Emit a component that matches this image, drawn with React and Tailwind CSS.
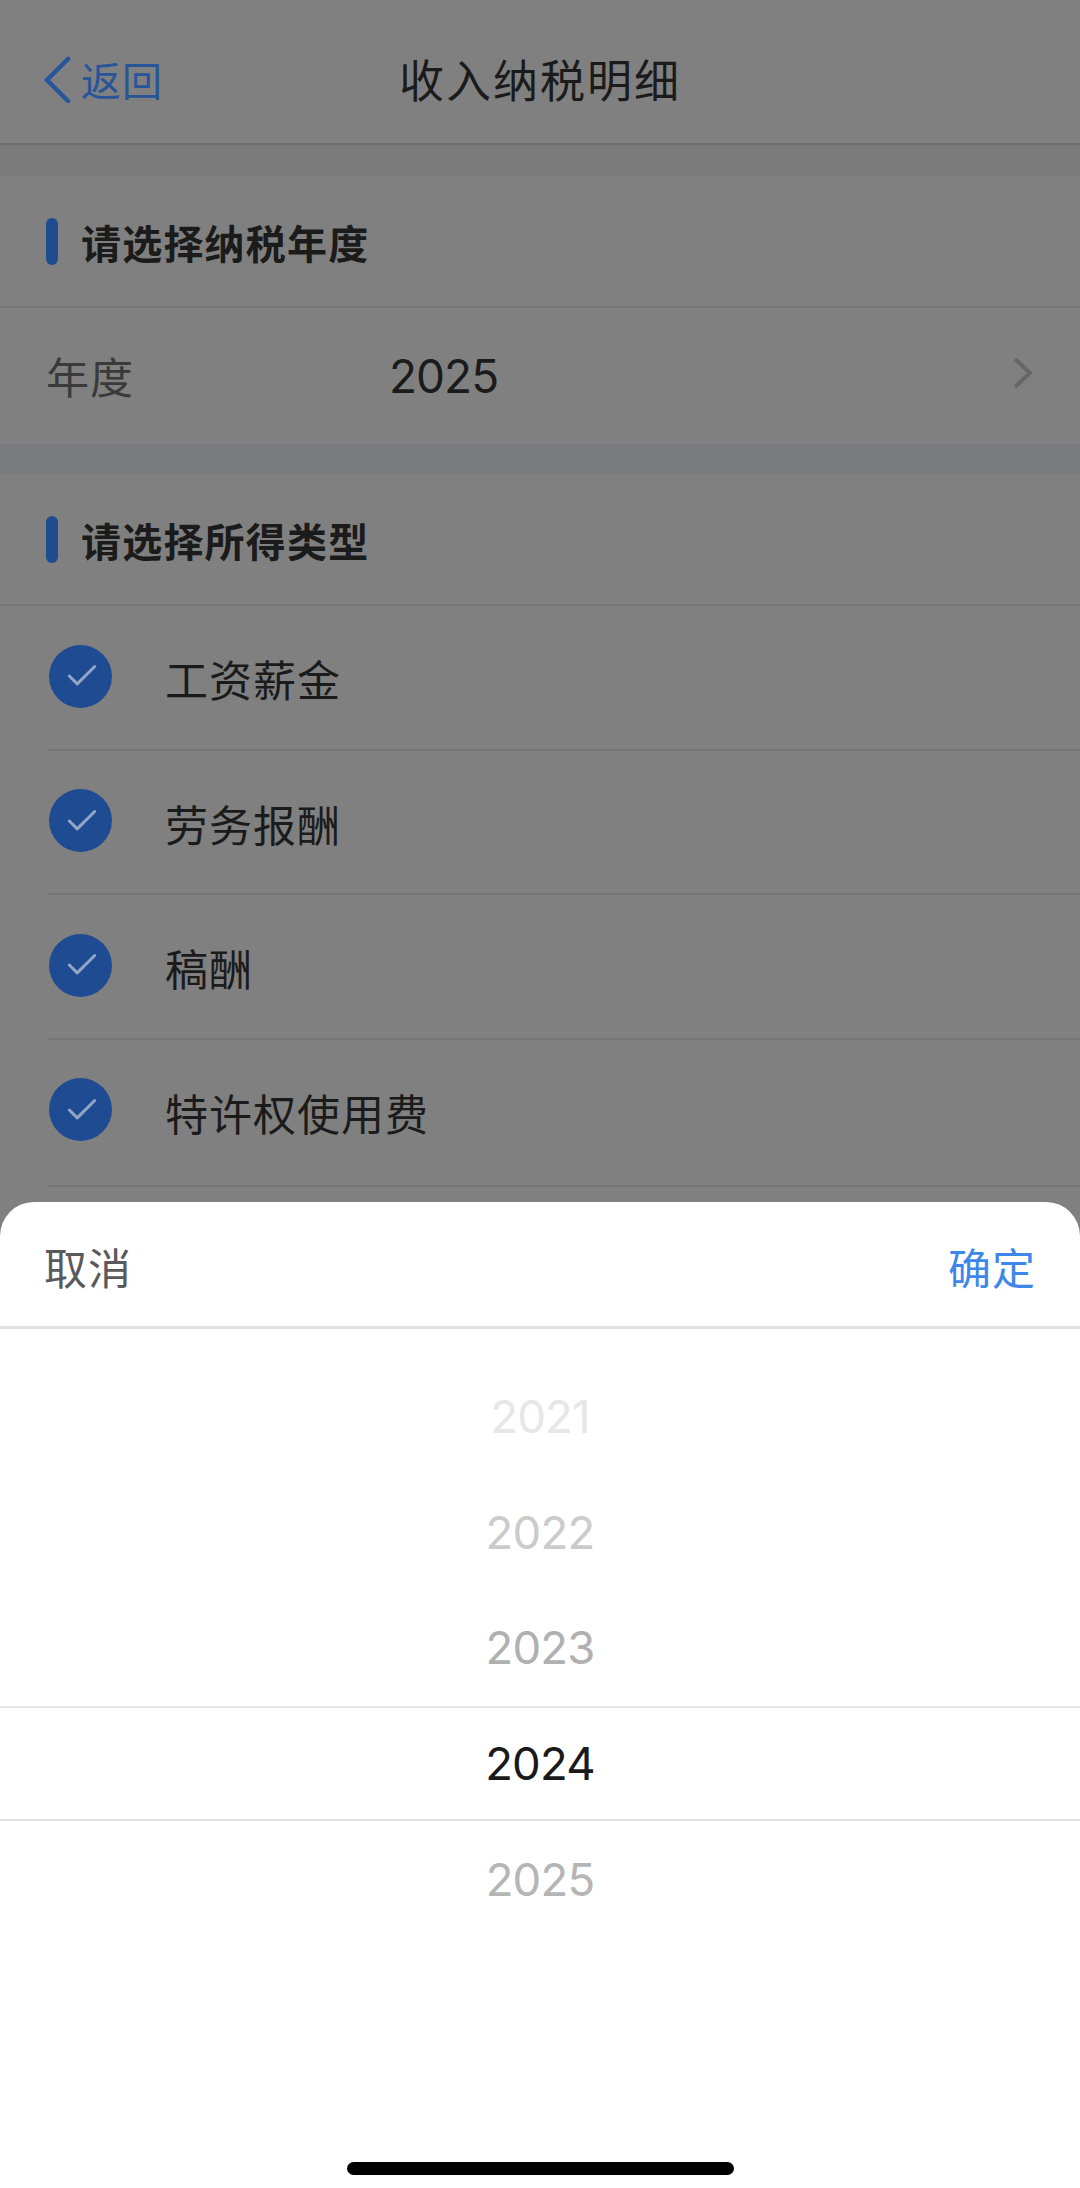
import { Check } from 'lucide-react'

const incomeTypes = ['工资薪金', '劳务报酬', '稿酬', '特许权使用费']

const years = [
  { value: '2021', className: 'text-[#e6e6e6]' },
  { value: '2022', className: 'text-[#cbcbcb]' },
  { value: '2023', className: 'text-[#b0b0b0]' },
  { value: '2024', className: 'text-[#1a1a1a] border-y-2 border-[#e4e4e4]' },
  { value: '2025', className: 'text-[#b5b5b5]' },
]

function NavBar() {
  return (
    <header className="grid h-[145px] grid-cols-3 items-center border-b-2 border-[#6f6f6f] pt-[17px]">
      <button className="flex items-center pl-[43px] text-[#28549a]">
        <svg className="h-[48px] w-[28px]" viewBox="0 0 28 48" fill="none" stroke="currentColor" strokeWidth="4.5" strokeLinecap="round">
          <path d="M25 3 L4 24 L25 45" />
        </svg>
        <span className="ml-[10px] pt-[4px] text-[40px] leading-[48px] tracking-[1px]">返回</span>
      </button>
      <h1 className="pt-[3px] text-center text-[45px] leading-[48px] tracking-[2px] whitespace-nowrap text-[#1b1b1b]">收入纳税明细</h1>
    </header>
  )
}

function SectionTitle({ children }) {
  return (
    <div className="flex h-[132px] items-center border-b-2 border-[#767676] pt-[1px] pl-[46px]">
      <span className="h-[47px] w-[12px] rounded-full bg-[#1f4b8f]" />
      <h2 className="ml-[23px] pt-[7px] text-[40px] leading-[48px] font-bold tracking-[1.2px] text-[#1b1b1b]">{children}</h2>
    </div>
  )
}

function YearRow() {
  return (
    <div className="flex h-[136px] items-center pr-[46px] pl-[46px]">
      <span className="w-[343px] pt-[3px] text-[43px] leading-[48px] tracking-[1px] text-[#3a3a3a]">年度</span>
      <span className="text-[46px] leading-[48px] tracking-[-1px] text-[#1b1b1b]">2025</span>
      <svg className="mt-[-6px] ml-auto h-[32px] w-[22px]" viewBox="0 0 22 32" fill="none" stroke="#666666" strokeWidth="4">
        <path d="M3 2 L18 16 L3 30" />
      </svg>
    </div>
  )
}

function TypeRow({ label }) {
  return (
    <li className="ml-[48px] flex h-[144.6px] items-center border-b-2 border-[#757575] last:h-[147px] last:pb-[3px]">
      <span className="mt-[-2px] ml-[1px] flex size-[63px] items-center justify-center rounded-full bg-[#1f4b93] pl-[3px]">
        <Check className="size-[38px] text-[#93a5c4]" strokeWidth={1.9} />
      </span>
      <span className="ml-[53px] pt-[8px] text-[43px] leading-[48px] tracking-[1px] text-[#1b1b1b]">{label}</span>
    </li>
  )
}

function YearPicker() {
  return (
    <section className="absolute inset-x-0 bottom-0 flex h-[986px] flex-col rounded-t-[34px] bg-white">
      <div className="flex h-[127px] items-center justify-between border-b-[3px] border-[#e2e2e2] px-[44px] pt-[10px] text-[43px] leading-[48px] tracking-[1px]">
        <button className="text-[#5a5a5c]">取消</button>
        <button className="text-[#3f86ea]">确定</button>
      </div>
      <ul className="mt-[30px]">
        {years.map((year) => (
          <li
            key={year.value}
            className={`flex h-[115.6px] items-center justify-center pt-[1px] text-[45.5px] tracking-[-0.8px] ${year.className}`}
          >
            {year.value}
          </li>
        ))}
      </ul>
      <div className="mx-auto mt-auto mb-[13px] h-[13px] w-[387px] rounded-full bg-black" />
    </section>
  )
}

export default function App() {
  return (
    <div className="relative h-[2188px] w-[1080px] overflow-hidden bg-[#808080] font-[Inter,'Noto_Sans_CJK_SC',sans-serif]">
      <NavBar />
      <div className="h-[31px] bg-[#7b7b7b]" />
      <SectionTitle>请选择纳税年度</SectionTitle>
      <YearRow />
      <div className="h-[30px] bg-[#7a7b7e]" />
      <SectionTitle>请选择所得类型</SectionTitle>
      <ul>
        {incomeTypes.map((label) => (
          <TypeRow key={label} label={label} />
        ))}
      </ul>
      <YearPicker />
    </div>
  )
}
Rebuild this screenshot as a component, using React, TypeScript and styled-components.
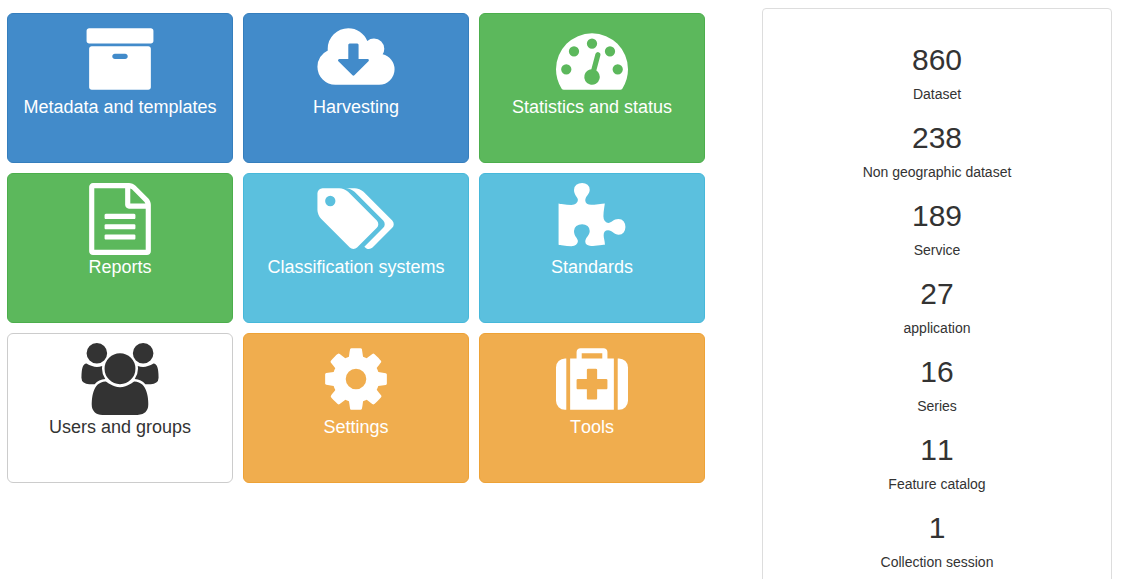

◆ WHAT YOU NEED TO DO ◆
Each record above should be copied character for character, with pictures dropped.

◆ RESULT OF THE EXERCISE ◆
Emit a component that matches this image, drawn with React and Tailwind CSS.
import { Check } from 'lucide-react'

const incomeTypes = ['工资薪金', '劳务报酬', '稿酬', '特许权使用费']

const years = [
  { value: '2021', className: 'text-[#e6e6e6]' },
  { value: '2022', className: 'text-[#cbcbcb]' },
  { value: '2023', className: 'text-[#b0b0b0]' },
  { value: '2024', className: 'text-[#1a1a1a] border-y-2 border-[#e4e4e4]' },
  { value: '2025', className: 'text-[#b5b5b5]' },
]

function NavBar() {
  return (
    <header className="grid h-[145px] grid-cols-3 items-center border-b-2 border-[#6f6f6f] pt-[17px]">
      <button className="flex items-center pl-[43px] text-[#28549a]">
        <svg className="h-[48px] w-[28px]" viewBox="0 0 28 48" fill="none" stroke="currentColor" strokeWidth="4.5" strokeLinecap="round">
          <path d="M25 3 L4 24 L25 45" />
        </svg>
        <span className="ml-[10px] pt-[4px] text-[40px] leading-[48px] tracking-[1px]">返回</span>
      </button>
      <h1 className="pt-[3px] text-center text-[45px] leading-[48px] tracking-[2px] whitespace-nowrap text-[#1b1b1b]">收入纳税明细</h1>
    </header>
  )
}

function SectionTitle({ children }) {
  return (
    <div className="flex h-[132px] items-center border-b-2 border-[#767676] pt-[1px] pl-[46px]">
      <span className="h-[47px] w-[12px] rounded-full bg-[#1f4b8f]" />
      <h2 className="ml-[23px] pt-[7px] text-[40px] leading-[48px] font-bold tracking-[1.2px] text-[#1b1b1b]">{children}</h2>
    </div>
  )
}

function YearRow() {
  return (
    <div className="flex h-[136px] items-center pr-[46px] pl-[46px]">
      <span className="w-[343px] pt-[3px] text-[43px] leading-[48px] tracking-[1px] text-[#3a3a3a]">年度</span>
      <span className="text-[46px] leading-[48px] tracking-[-1px] text-[#1b1b1b]">2025</span>
      <svg className="mt-[-6px] ml-auto h-[32px] w-[22px]" viewBox="0 0 22 32" fill="none" stroke="#666666" strokeWidth="4">
        <path d="M3 2 L18 16 L3 30" />
      </svg>
    </div>
  )
}

function TypeRow({ label }) {
  return (
    <li className="ml-[48px] flex h-[144.6px] items-center border-b-2 border-[#757575] last:h-[147px] last:pb-[3px]">
      <span className="mt-[-2px] ml-[1px] flex size-[63px] items-center justify-center rounded-full bg-[#1f4b93] pl-[3px]">
        <Check className="size-[38px] text-[#93a5c4]" strokeWidth={1.9} />
      </span>
      <span className="ml-[53px] pt-[8px] text-[43px] leading-[48px] tracking-[1px] text-[#1b1b1b]">{label}</span>
    </li>
  )
}

function YearPicker() {
  return (
    <section className="absolute inset-x-0 bottom-0 flex h-[986px] flex-col rounded-t-[34px] bg-white">
      <div className="flex h-[127px] items-center justify-between border-b-[3px] border-[#e2e2e2] px-[44px] pt-[10px] text-[43px] leading-[48px] tracking-[1px]">
        <button className="text-[#5a5a5c]">取消</button>
        <button className="text-[#3f86ea]">确定</button>
      </div>
      <ul className="mt-[30px]">
        {years.map((year) => (
          <li
            key={year.value}
            className={`flex h-[115.6px] items-center justify-center pt-[1px] text-[45.5px] tracking-[-0.8px] ${year.className}`}
          >
            {year.value}
          </li>
        ))}
      </ul>
      <div className="mx-auto mt-auto mb-[13px] h-[13px] w-[387px] rounded-full bg-black" />
    </section>
  )
}

export default function App() {
  return (
    <div className="relative h-[2188px] w-[1080px] overflow-hidden bg-[#808080] font-[Inter,'Noto_Sans_CJK_SC',sans-serif]">
      <NavBar />
      <div className="h-[31px] bg-[#7b7b7b]" />
      <SectionTitle>请选择纳税年度</SectionTitle>
      <YearRow />
      <div className="h-[30px] bg-[#7a7b7e]" />
      <SectionTitle>请选择所得类型</SectionTitle>
      <ul>
        {incomeTypes.map((label) => (
          <TypeRow key={label} label={label} />
        ))}
      </ul>
      <YearPicker />
    </div>
  )
}
Rebuild this screenshot as a component, using React, TypeScript and styled-components.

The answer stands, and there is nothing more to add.